DPS has the express “authorization to regulate and control the towing of trespassing vehicles on private property . . . including the authority to set just and reasonable rates, fares, and charges for services related to the removal, storage, and required notification to owners of such towed vehicles.”  O.C.G.A. § 44-1-13(b)(1) (emphasis added).  Only towing and storage firms that have been issued permits or licenses from the local governing authority or DPS are permitted to remove a trespassing vehicle at the private property owner’s request.  See O.C.G.A. § 44-1-13(a.1).   Consistent with this authority, DPS has implemented rules and regulations governing the nonconsensual towing and storage of vehicles removed from private property, including setting the maximum rate tariff that a company can assess for the towing and storage of said vehicles.  See Ga. Comp. R. & Regs. R. 570 36-.01 through 570 36 .12.  Significantly, however, O.C.G.A. § 44-1-13 does not provide any authority to DPS to regulate or otherwise implement rules with regard to abandoned vehicles (unless also trespassing) or any vehicles on public property or public rights of way.  See generally O.C.G.A. § 44-1-13.

Under Georgia law:

[T]he cardinal rule of statutory construction “look[s] diligently for the intention of the General Assembly,” Judicial Council v. Brown & Gallo, LLC, 288 Ga. 294, 296-97 (2010), and “the ‘golden rule’ of statutory construction . . . requires us to follow the literal language of the statute ‘unless it produces contradiction, absurdity, or such an inconvenience as to insure that the legislature meant something else.’”  Telecom*USA v. Collins, 260 Ga. 362, 363 (1990) (quoting Dept. of Transp. v. City of Atlanta, 255 Ga. 124, 137 (1985) (Clarke, J., concurring specially)).

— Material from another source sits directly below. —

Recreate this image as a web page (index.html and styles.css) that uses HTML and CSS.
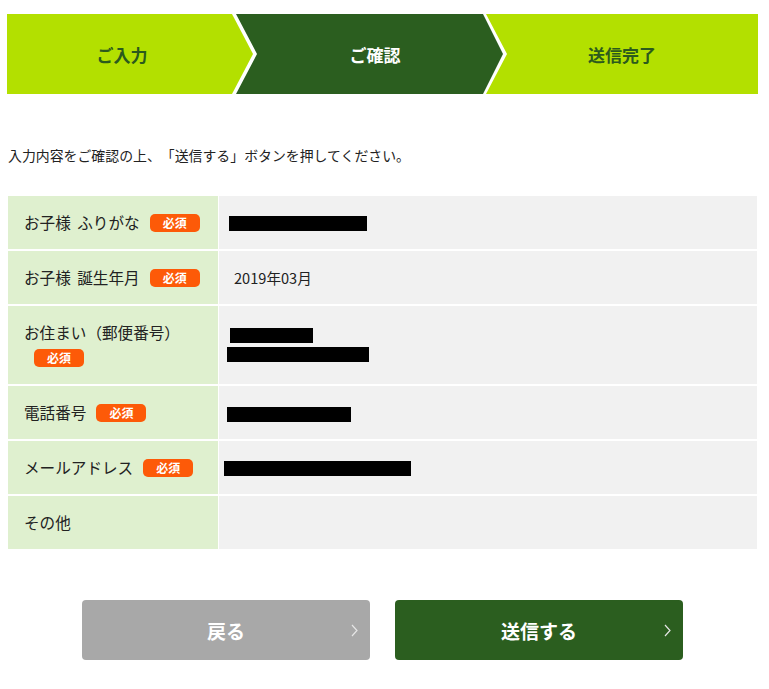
FILE: index.html
```html
<!DOCTYPE html>
<html lang="ja">
<head>
<meta charset="utf-8">
<title>ご確認</title>
<link rel="stylesheet" href="styles.css">
</head>
<body>
<div class="page">
  <ol class="steps">
    <li class="step step-first">ご入力</li>
    <li class="step step-mid step-current">ご確認</li>
    <li class="step step-last">送信完了</li>
  </ol>

  <p class="intro">入力内容をご確認の上、「送信する」ボタンを押してください。</p>

  <div class="confirm">
    <div class="label">お子様 ふりがな<span class="req">必須</span></div>
    <div class="value"><span class="mask m1"></span></div>

    <div class="label">お子様 誕生年月<span class="req">必須</span></div>
    <div class="value"><span class="v-text">2019年03月</span></div>

    <div class="label">お住まい（郵便番号）<span class="req">必須</span></div>
    <div class="value"><span class="mask m3a"></span><span class="mask m3b"></span></div>

    <div class="label">電話番号<span class="req">必須</span></div>
    <div class="value"><span class="mask m4"></span></div>

    <div class="label">メールアドレス<span class="req">必須</span></div>
    <div class="value"><span class="mask m5"></span></div>

    <div class="label">その他</div>
    <div class="value"></div>
  </div>

  <div class="actions">
    <button class="btn btn-back" type="button">
      <span class="btn-label">戻る</span>
      <svg class="chev" width="7" height="13" viewBox="0 0 7 13"><polyline points="1,1 6,6.5 1,12" fill="none" stroke="currentColor" stroke-width="1.2"/></svg>
    </button>
    <button class="btn btn-send" type="button">
      <span class="btn-label">送信する</span>
      <svg class="chev" width="7" height="13" viewBox="0 0 7 13"><polyline points="1,1 6,6.5 1,12" fill="none" stroke="currentColor" stroke-width="1.2"/></svg>
    </button>
  </div>
</div>
</body>
</html>
```

FILE: styles.css
```css
html, body {
  margin: 0;
  padding: 0;
  background: #ffffff;
}

body {
  font-family: "Noto Sans CJK JP", "Noto Sans", sans-serif;
  color: #222222;
  text-spacing-trim: space-all;
}

.page {
  width: 751px;
  margin-left: 7px;
  padding-top: 14px;
}

/* progress steps */
.steps {
  list-style: none;
  margin: 0;
  padding: 0;
  display: flex;
  height: 80px;
}

.step {
  display: flex;
  align-items: center;
  justify-content: center;
  height: 80px;
  font-size: 17px;
  font-weight: bold;
  color: #2b5a1d;
  background: #b3e000;
  box-sizing: border-box;
}

.step-first {
  width: 246px;
  padding-right: 16px;
  clip-path: polygon(0 0, 225px 0, 246px 50%, 225px 100%, 0 100%);
}

.step-mid {
  width: 267px;
  margin-left: -17px;
  padding-left: 21px;
  padding-right: 10px;
  clip-path: polygon(0 0, 247px 0, 267px 50%, 247px 100%, 0 100%, 21px 50%);
}

.step-last {
  width: 272px;
  margin-left: -17px;
  padding-left: 21px;
  padding-right: 21px;
  clip-path: polygon(0 0, 100% 0, 100% 100%, 0 100%, 21px 50%);
}

.step-current {
  background: #2b5e1f;
  color: #ffffff;
}

/* intro */
.intro {
  margin: 51px 0 0 1px;
  font-size: 13.9px;
  line-height: 20px;
  color: #222222;
}

/* confirmation table */
.confirm {
  margin: 31px 1px 0 1px;
  display: grid;
  grid-template-columns: 210px 1fr;
  column-gap: 1px;
  row-gap: 2px;
}

.label {
  background: #dff0cf;
  padding: 14px 6px 14px 16px;
  font-size: 15.6px;
  line-height: 25px;
  word-spacing: 3px;
  color: #222222;
  min-height: 25px;
}

.req {
  display: inline-block;
  width: 50px;
  height: 18px;
  margin-left: 10px;
  border-radius: 5px;
  background: #fd5a08;
  color: #ffffff;
  font-size: 12px;
  font-weight: bold;
  line-height: 18px;
  word-spacing: 0;
  text-align: center;
  vertical-align: 1px;
}

.value {
  background: #f1f1f1;
  padding-left: 5px;
  display: flex;
  flex-direction: column;
  justify-content: center;
  align-items: flex-start;
  font-size: 14.6px;
  color: #222222;
}

.v-text {
  margin-left: 10px;
  line-height: 20px;
}

.mask {
  display: block;
  height: 15px;
  background: #000000;
}

.m1 { width: 138px; margin-left: 5px; margin-top: 2px; }
.m3a { width: 83px; margin-left: 6px; }
.m3b { width: 142px; margin-left: 3px; margin-top: 4px; }
.m4 { width: 124px; margin-left: 3px; margin-top: 3px; }
.m5 { width: 187px; margin-left: 0; margin-top: 2px; }

/* buttons */
.actions {
  margin-top: 51px;
  display: flex;
  justify-content: center;
  gap: 25px;
}

.btn {
  width: 288px;
  height: 60px;
  border: none;
  border-radius: 4px;
  padding: 0 12px 0 0;
  display: grid;
  grid-template-columns: 1fr auto 1fr;
  align-items: center;
  font-family: "Noto Sans CJK JP", "Noto Sans", sans-serif;
  font-size: 19px;
  font-weight: bold;
  color: #ffffff;
  cursor: pointer;
}

.btn-label {
  grid-column: 2;
  padding-left: 12px;
}

.chev {
  grid-column: 3;
  justify-self: end;
  color: #e6e6e6;
}

.btn-back {
  background: #a8a8a8;
}

.btn-send {
  background: #2b5e1f;
}
```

2016 Op. Att’y Gen. 2016 5.  As an administrative body created by the legislature, a state agency has only such powers as the legislature has expressly, or by necessary implication, conferred upon it.  Bentley v. State Bd. of Med. Examiners, 152 Ga. 836, 838 (1922).  Powers will only be implied where they are “reasonably necessary to execute the express powers conferred upon [the state agency].”  Id.

Regardless of whether the General Assembly intended for DPS to regulate and set fares relating to the removal and storage of vehicles abandoned on private and public property, the plain language of the applicable statutory provisions do not grant DPS that authority.  Compare O.C.G.A. § 40-11-12 with O.C.G.A. § 44-1-13.  The Act does not confer any new authority to DPS, and instead references the authority already existing pursuant to O.C.G.A. § 44 1 13.  See O.C.G.A. §§ 40-11-12, 40-11-13(9), 40-11-19(a)(1).  The express authority granted to DPS under O.C.G.A. § 44-1-13 extends only to the regulation of trespassing vehicles on private property.  See O.C.G.A. § 44-1-13(b)(1).  Without an express statement that DPS has the power to regulate beyond the parameters set forth in O.C.G.A. § 44 1-13, DPS is without the authority to do so.

Given the above provisions, I conclude that DPS is not authorized to establish maximum rates for the removal and storage of motor vehicles pursuant to the Abandoned Motor Vehicle Act beyond its regulatory authority as set forth in O.C.G.A. § 44-1-13.